Other than that, he says, even to facilitate e-trading where physical mandis do not exist, state governments should put in place more cold storages and mini mandis for sorting, grading, and procurement of small farmers’ produce.
“Just opening a website and asking farmers to deposit their goods at a price that is determined by them is not the only way to achieve a unified market. State governments need to invest more on infrastructure. How many farmers are actually using the internet to sell their produce themselves?” he adds.
Moreover, for a fair transaction process NAM will transfer the amount received from a particular buyer directly to the farmer’s account. But connecting famers to a bank is altogether a bigger challenge.
For free flow of agriculture products, states also must agree on the movement of products without additional charges, says Sukhpal Singh, a member of the centre for management in agriculture (CMA) at Indian Institute of Management, Ahmedabad. He also says that before thinking of inter-state trading, states first need to regulate and integrate mandis at their level.

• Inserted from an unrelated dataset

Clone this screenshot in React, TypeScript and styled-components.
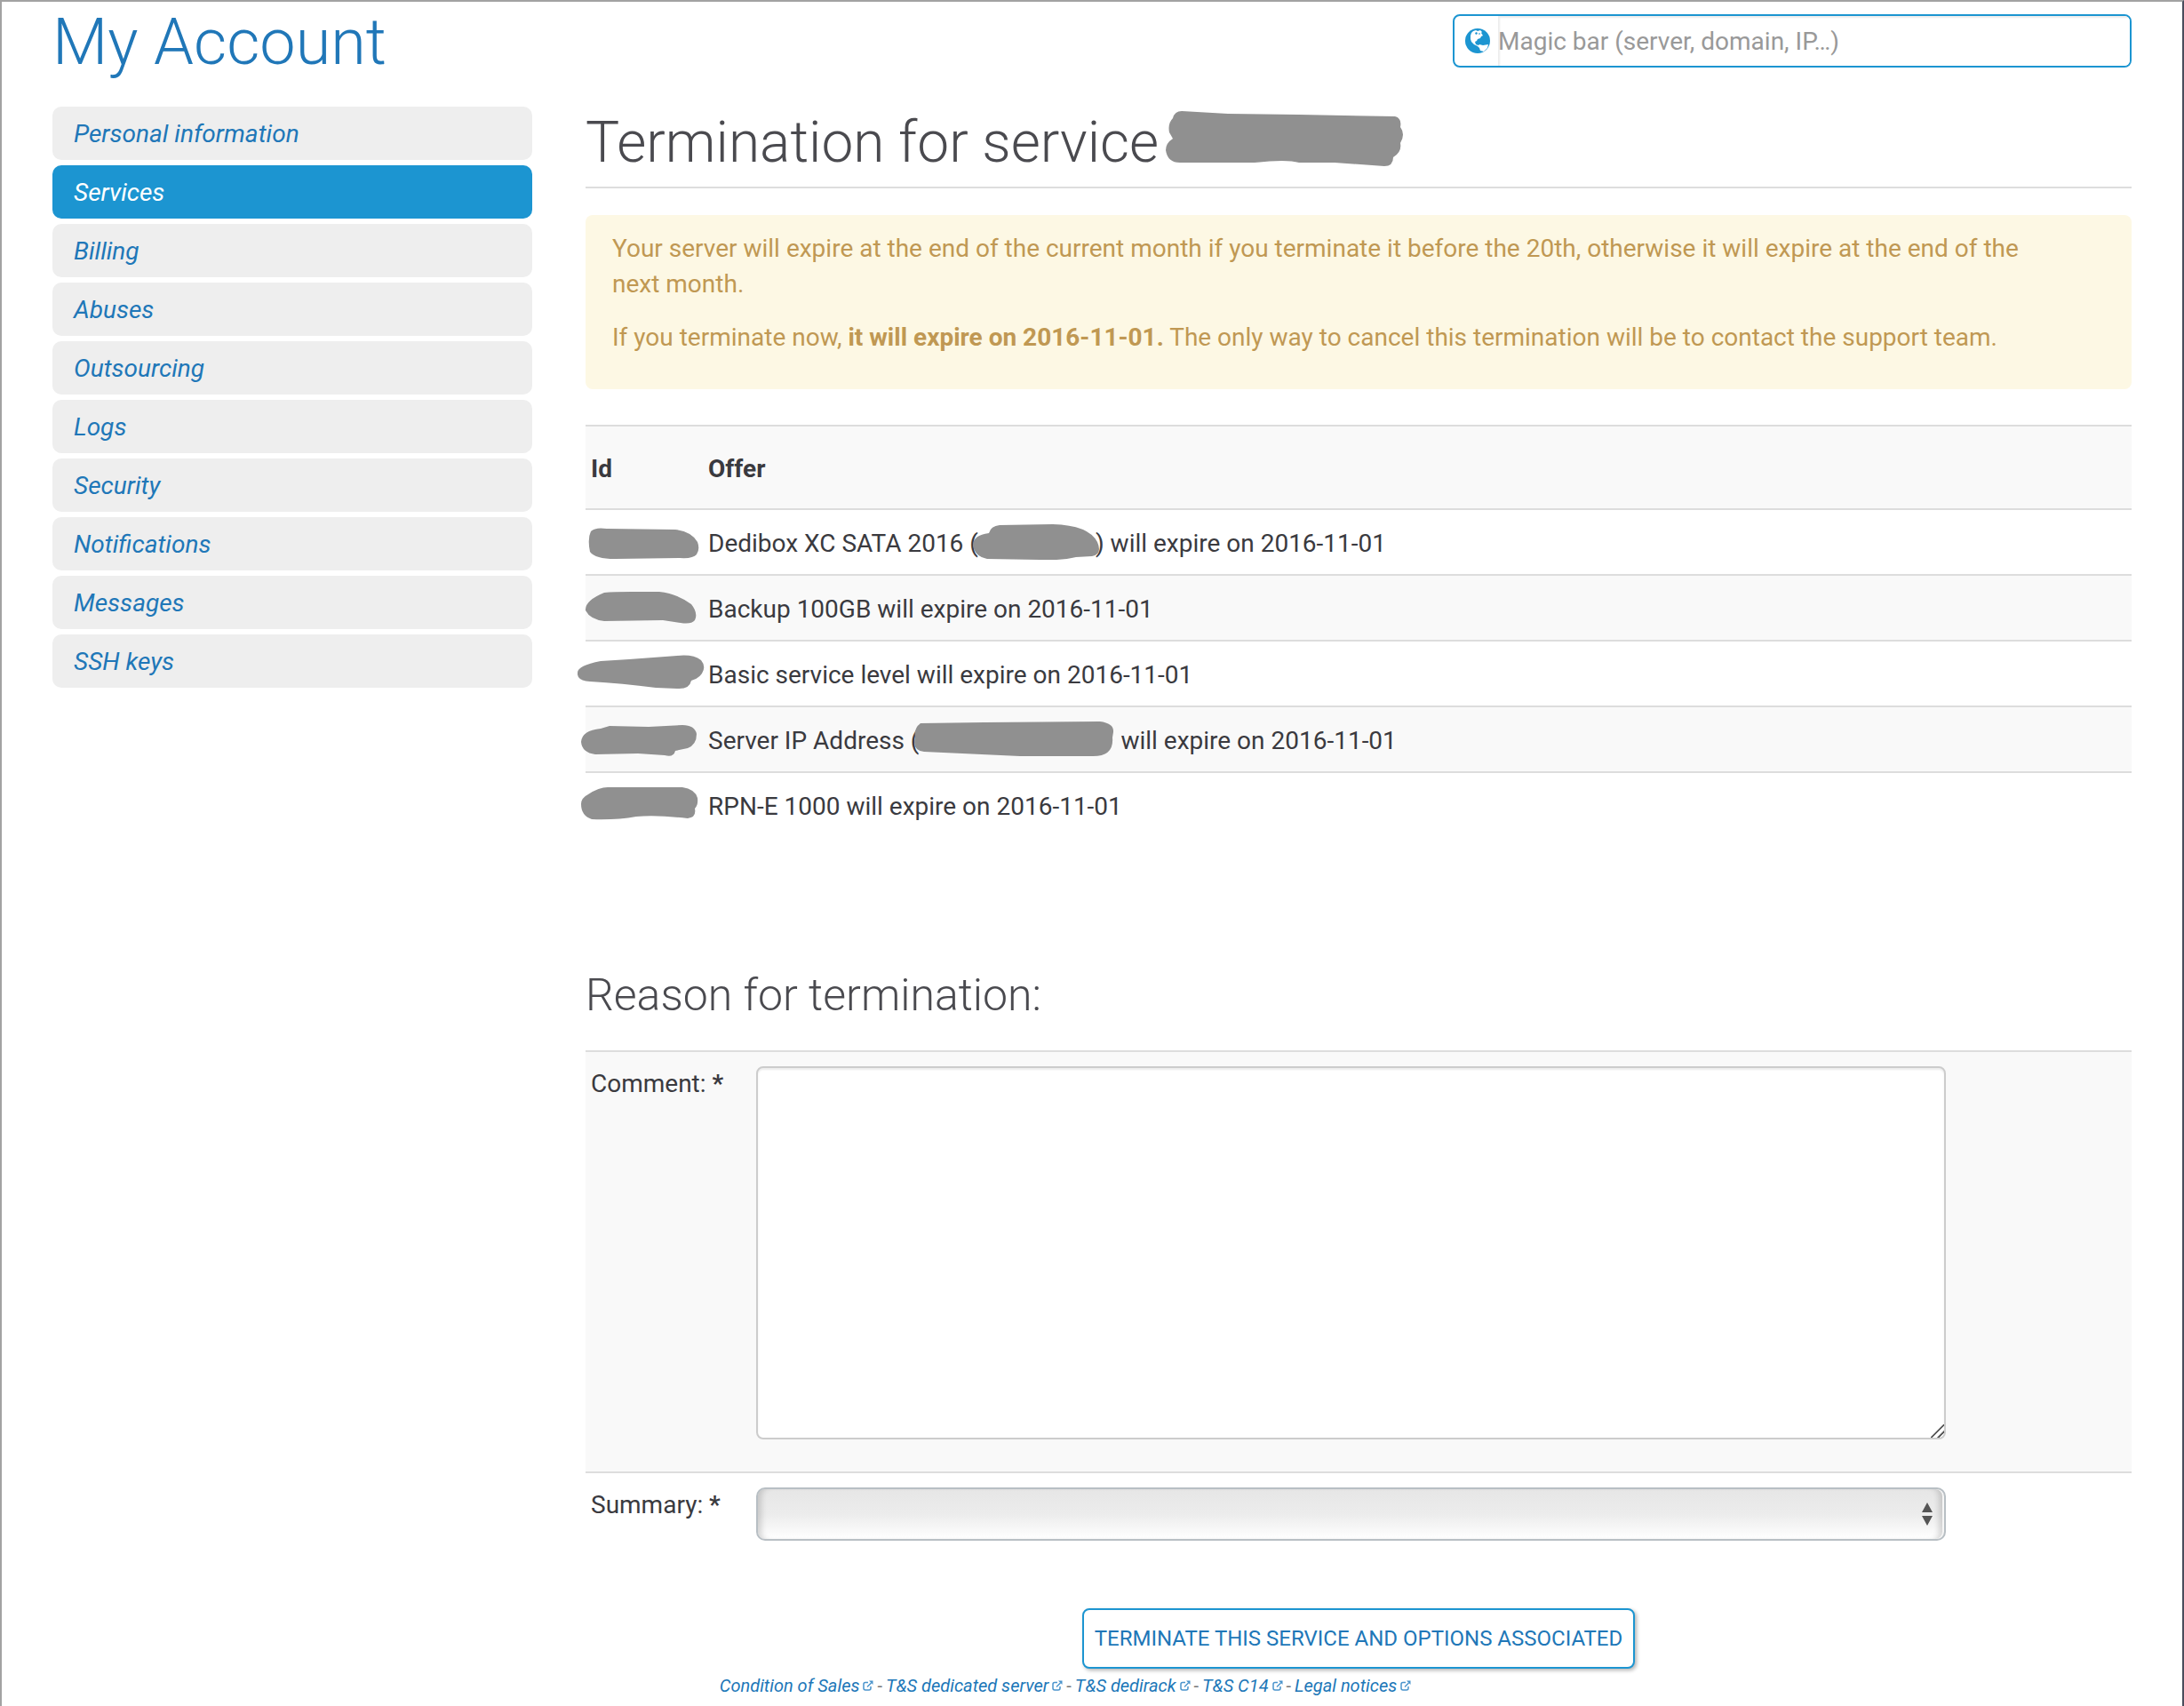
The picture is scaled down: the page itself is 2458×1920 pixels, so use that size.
import React from 'react';
import styled, { createGlobalStyle } from 'styled-components';

const Global = createGlobalStyle`
  *, *::before, *::after { box-sizing: border-box; }
  body {
    margin: 0;
    background: #fff;
    color: #3a3a3f;
    font: 28px/40px Roboto, "Liberation Sans", sans-serif;
  }
`;

const Page = styled.div`
  min-height: 100vh;
  padding: 0 57px;
  border: 2px solid #a2a2a2;
  border-bottom: 0;
  border-right-color: #4a4d5c;
`;

const Header = styled.header`
  display: flex;
  justify-content: space-between;
  align-items: flex-start;
  height: 118px;
`;

const SiteTitle = styled.h1`
  margin: 0;
  color: #2077b8;
  font-size: 72px;
  line-height: 92px;
  font-weight: 300;
`;

const MagicBar = styled.label`
  display: flex;
  align-items: center;
  width: 764px;
  height: 60px;
  margin-top: 14px;
  border: 2px solid #1c95d1;
  border-radius: 8px;
  overflow: hidden;
  svg { width: 28px; height: 28px; margin: 0 9px 0 12px; flex: none; }
`;

const MagicInput = styled.input`
  flex: 1;
  height: 100%;
  min-width: 0;
  padding: 0;
  border: 0;
  outline: 0;
  background: #fff;
  box-shadow: inset 2px 2px 2px rgba(0, 0, 0, 0.075);
  font: inherit;
  &::placeholder { color: #999; opacity: 1; }
`;

const Body = styled.div`
  display: grid;
  grid-template-columns: 540px minmax(0, 1fr);
  gap: 60px;
  align-items: start;
`;

const Menu = styled.nav`
  display: flex;
  flex-direction: column;
  gap: 6px;
`;

const MenuLink = styled.a<{ $active?: boolean }>`
  padding: 11px 24px 9px;
  border-radius: 10px;
  background: ${p => (p.$active ? '#1c95d1' : '#eee')};
  color: ${p => (p.$active ? '#fff' : '#2077b8')};
  font-style: italic;
  text-decoration: none;
`;

const PageTitle = styled.h2`
  display: flex;
  align-items: center;
  gap: 8px;
  height: 92px;
  margin: 0 0 30px;
  padding-bottom: 8px;
  border-bottom: 2px solid #ddd;
  color: #4a4a4f;
  font-size: 64px;
  font-weight: 300;
  svg { margin-bottom: 10px; }
`;

const Alert = styled.div`
  padding: 18px 110px 38px 30px;
  border-radius: 8px;
  background: #fdf8e4;
  color: #c09853;
  p { margin: 0; }
  p + p { margin-top: 20px; }
`;

const Offers = styled.table`
  width: 100%;
  margin-top: 40px;
  border-collapse: separate;
  border-spacing: 0;
  text-align: left;
  th, td { padding: 18px 6px 14px; border-top: 2px solid #ddd; }
  th { padding: 28px 6px 24px; background: #f9f9f9; font-weight: 700; }
  th:first-child { width: 132px; }
  tbody tr:nth-child(even) td { background: #f9f9f9; }
`;

const IdCell = styled.td`
  position: relative;
`;

const Scribble = styled.svg`
  fill: #909090;
  display: block;
  flex: none;
`;

const IdScribble = styled(Scribble)`
  position: absolute;
  left: -9px;
  top: 2px;
  width: 144px;
  height: 72px;
`;

const TextScribble = styled(Scribble)<{ $closed?: boolean }>`
  position: relative;
  margin: 0 ${p => (p.$closed ? -6 : 0)}px 4px -6px;
`;

const Line = styled.span`
  display: flex;
  align-items: center;
  height: 40px;
  white-space: pre;
`;

const SectionTitle = styled.h3`
  margin: 148px 0 32px;
  color: #4a4a4f;
  font-size: 50px;
  line-height: 60px;
  font-weight: 300;
`;

const FormRow = styled.div<{ $shaded?: boolean }>`
  display: grid;
  grid-template-columns: 186px minmax(0, 1fr);
  align-items: start;
  padding: 16px 12% ${p => (p.$shaded ? 36 : 16)}px 6px;
  border-top: 2px solid #ddd;
  background: ${p => (p.$shaded ? '#f9f9f9' : '#fff')};
`;

const Comment = styled.textarea`
  display: block;
  width: 100%;
  height: 420px;
  border: 2px solid #ccc;
  border-radius: 8px;
  box-shadow: inset 0 2px 2px rgba(0, 0, 0, 0.075);
  font: inherit;
  &::-webkit-resizer {
    background: linear-gradient(135deg, transparent 46%, #555 48%, #555 55%, transparent 57%, transparent 72%, #555 74%, #555 81%, transparent 83%);
  }
`;

const SelectBox = styled.div`
  display: grid;
  align-items: center;
  > * { grid-area: 1 / 1; }
  svg { justify-self: end; width: 14px; height: 26px; margin-right: 14px; pointer-events: none; }
`;

const Summary = styled.select`
  appearance: none;
  width: 100%;
  height: 60px;
  border: 2px solid #b8bfc4;
  border-radius: 10px;
  background: linear-gradient(#e6e6e6, #ececec 50%, #fff);
  box-shadow: inset -2px 0 0 #f6f6f6, inset 8px 0 6px -4px rgba(0, 0, 0, 0.15), inset -10px 0 6px -4px rgba(0, 0, 0, 0.15);
  font: inherit;
`;

const FormLabel = styled.label`
  b { font-weight: 700; }
`;

const Actions = styled.div`
  display: flex;
  justify-content: center;
  margin-top: 60px;
`;

const Terminate = styled.button`
  height: 68px;
  padding: 0 12px;
  border: 2px solid #1c95d1;
  border-radius: 8px;
  background: #fff;
  box-shadow: 2px 2px 4px rgba(0, 0, 0, 0.3);
  color: #2077b8;
  font: 24px/40px Roboto, "Liberation Sans", sans-serif;
  text-transform: uppercase;
`;

const Footer = styled.footer`
  display: flex;
  justify-content: center;
  gap: 4px;
  padding: 4px 60px 0 0;
  font-size: 20px;
  line-height: 30px;
  color: #777;
  a { display: flex; align-items: center; gap: 4px; color: #2077b8; font-style: italic; text-decoration: none; }
  svg { width: 12px; height: 12px; }
`;

const menu = ['Personal information', 'Services', 'Billing', 'Abuses', 'Outsourcing', 'Logs', 'Security', 'Notifications', 'Messages', 'SSH keys'];
const legal = ['Condition of Sales', 'T&S dedicated server', 'T&S dedirack', 'T&S C14', 'Legal notices'];

const idMarks = [
  'M15 22 Q20 17 33 19 L110 20 Q128 22 135 34 Q138 42 134 48 Q130 53 115 52 L42 53 Q20 53 14 45 Q11 30 15 22Z',
  'M30 17 Q40 16 60 16 L92 16 Q112 18 128 30 Q136 40 132 48 Q128 53 116 51 L96 48 L30 49 Q14 47 9 37 Q8 26 30 17Z',
  'M26 20 L58 18 L112 14 Q130 12 139 19 Q145 26 140 34 Q136 40 128 42 Q126 52 112 51 L88 50 Q50 45 14 43 Q-1 42 0 33 Q0 25 26 20Z',
  'M26 22 L36 19 L80 20 L118 18 Q132 18 134 28 Q134 40 124 44 L110 47 Q108 55 98 52 L68 50 L20 51 Q5 49 4 37 Q5 24 26 22Z',
  'M12 22 Q24 14 34 14 L118 14 Q132 16 135 26 Q136 34 132 38 Q134 48 124 49 Q90 45 66 47 Q44 51 16 50 Q4 46 4 33 Q4 26 12 22Z',
];

const Globe = () => (
  <svg viewBox="0 0 28 28" aria-hidden="true">
    <circle cx="14" cy="14" r="14" fill="#1c95d1" />
    <path fill="#fff" d="M9 3l3-1 2 1 3-1 2 2-1 1 2 3-2 1-1 2-3 1-1 2-2 1 1 3 3 1-1 1-4-2-3-3-1-3V8l1-3zM14 20l2-2 4 1 6-1-1 4-4 4-4-1-1-3z" />
    <path fill="#1c95d1" d="M12 4l2 1-1 2-2-1zM16 5l1 1-1 1-1-1z" />
  </svg>
);

const External = () => (
  <svg viewBox="0 0 12 12" fill="none" stroke="#4a94cc" strokeWidth="1.5" aria-hidden="true">
    <path d="M6 2.5H3Q1 2.5 1 4.500V9Q1 11 3 11H7Q9 11 9 9V7" />
    <path d="M5 7.500L9.500 3" />
    <path d="M7 .5h4.500V5z" fill="#4a94cc" stroke="none" />
  </svg>
);

export default function App() {
  return (
    <>
      <Global />
      <Page>
        <Header>
          <SiteTitle>My Account</SiteTitle>
          <MagicBar>
            <Globe />
            <MagicInput aria-label="Magic bar" placeholder="Magic bar (server, domain, IP…)" />
          </MagicBar>
        </Header>
        <Body>
          <Menu>
            {menu.map(m => <MenuLink key={m} href="#" $active={m === 'Services'}>{m}</MenuLink>)}
          </Menu>
          <main>
            <PageTitle>
              Termination for service
              <Scribble width="268" height="62" viewBox="0 0 268 62">
                <path d="M18 0 Q10 0 8 8 Q2 14 4 24 L8 31 Q0 36 0 44 Q2 58 16 58 L100 58 Q136 54 150 58 L190 58 L246 62 Q256 62 256 52 Q266 46 264 36 Q270 26 264 18 Q266 8 258 6 L150 4 L70 3Z" />
              </Scribble>
            </PageTitle>
            <Alert>
              <p>Your server will expire at the end of the current month if you terminate it before the 20th, otherwise it will expire at the end of the next month.</p>
              <p>If you terminate now, <strong>it will expire on 2016-11-01.</strong> The only way to cancel this termination will be to contact the support team.</p>
            </Alert>
            <Offers>
              <thead><tr><th>Id</th><th>Offer</th></tr></thead>
              <tbody>
                {[
                  <>Dedibox XC SATA 2016 (<TextScribble $closed width="144" height="40" viewBox="0 0 144 40"><path d="M18 10 Q20 2 30 1 L90 0 Q130 1 140 20 Q146 34 134 36 L116 37 Q100 41 76 40 L16 39 Q2 36 0 24 Q0 12 18 10Z" /></TextScribble>) will expire on 2016-11-01</>,
                  'Backup 100GB will expire on 2016-11-01',
                  'Basic service level will expire on 2016-11-01',
                  <>Server IP Address (<TextScribble width="226" height="40" viewBox="0 0 226 40"><path d="M8 2 L80 1 L210 0 Q226 2 225 12 L224 18 Q226 40 200 39 L120 39 L12 34 Q-2 32 2 18 Q0 8 8 2Z" /></TextScribble> will expire on 2016-11-01</>,
                  'RPN-E 1000 will expire on 2016-11-01',
                ].map((text, i) => (
                  <tr key={i}>
                    <IdCell><IdScribble viewBox="0 0 144 72"><path d={idMarks[i]} /></IdScribble></IdCell>
                    <td><Line>{text}</Line></td>
                  </tr>
                ))}
              </tbody>
            </Offers>
            <SectionTitle>Reason for termination:</SectionTitle>
            <form onSubmit={e => e.preventDefault()}>
              <FormRow $shaded>
                <FormLabel htmlFor="comment">Comment: <b>*</b></FormLabel>
                <Comment id="comment" />
              </FormRow>
              <FormRow>
                <FormLabel htmlFor="summary">Summary: <b>*</b></FormLabel>
                <SelectBox>
                  <Summary id="summary" />
                  <svg viewBox="0 0 14 26" fill="#555" aria-hidden="true"><path d="M7 0l6 11H1zM7 26l6-11H1z" /></svg>
                </SelectBox>
              </FormRow>
              <Actions><Terminate type="submit">Terminate this service and options associated</Terminate></Actions>
            </form>
          </main>
        </Body>
        <Footer>
          {legal.map((l, i) => (
            <React.Fragment key={l}>
              {i > 0 && <span>-</span>}
              <a href="#">{l}<External /></a>
            </React.Fragment>
          ))}
        </Footer>
      </Page>
    </>
  );
}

States like Meghalaya, Kerala and Jammu and Kashmir don’t have regulated mandis. Bihar abolished its APMC Act in 2006 giving leverage to private wholesale mandis that charge two percent from both farmers and buyers per transaction. “What is the use of a national market if all states cannot regulate their markets?” questions Singh.
While the government has put the proposal forward promising all necessary assistance, it depends on states how fast and efficiently they bring NAM to their agriculture markets. So far, only 11 states have agreed to interstate e-trading. Implementation of necessary steps like infrastructure building, internet connectivity, financial inclusion and digital literacy for farmers is still a major challenge, without which NAM will remain a proposal.